Vadeando republicanos, Trump ha de encontrar la manera de no resultar un fraude a ojos de su electorado. Sus días en esta transición hacia la investidura se están caracterizando por desdecirse, matizar y reformular sus polémicas propuestas de campaña. Sigue siendo contundente en aquellos temas que se puede permitir --o le dejan-- y recula ante las líneas rojas que marcarían un elevado coste político. El muro con México podría no existir --aunque ya exista, y desde hace mucho tiempo--, la expulsión de inmigrantes no tendría por qué ser tan masiva --a pesar de ser Obama el presidente que más ha deportado en la Historia de los Estados Unidos-- y la aniquilación del Obamacare, uno de los avances sociales más reconocidos por los estadounidenses, será poco más que algún retoque.

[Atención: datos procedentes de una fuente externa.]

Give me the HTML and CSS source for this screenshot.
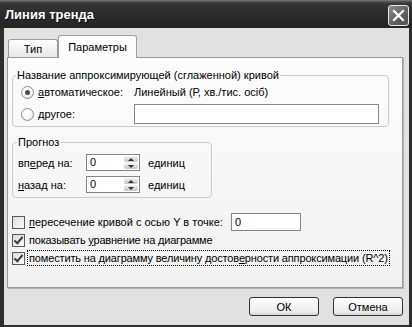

En el cesto de cosas con las que todavía puede jugar quedan el Tratado Transpacífico (TTP) y su gemelo atlántico, el polémico TTIP, que podrían quedar enterrados en los primeros días de gobierno. En política exterior sí parece tener más margen de acción, quizás ante la evidencia de que la línea llevada hasta ahora ha sido, además de extremadamente cara, poco fructífera. Trump cree que deben entenderse con quienes no se han entendido nunca, esos enemigos de Estados Unidos que lo son más por nostalgia del mundo bipolar que por verdadera divergencia de intereses.

El futuro presidente no es más que el producto de un cuarto de siglo de globalización que ha acabado siendo un espejismo, un chollo para unos y humo para muchos otros. Es la era que nos ha tocado vivir. Ahora la pregunta que parece surgir es si en ese "hacer América grande de nuevo" habrá un cambio real o solo será una anécdota para los libros de Historia.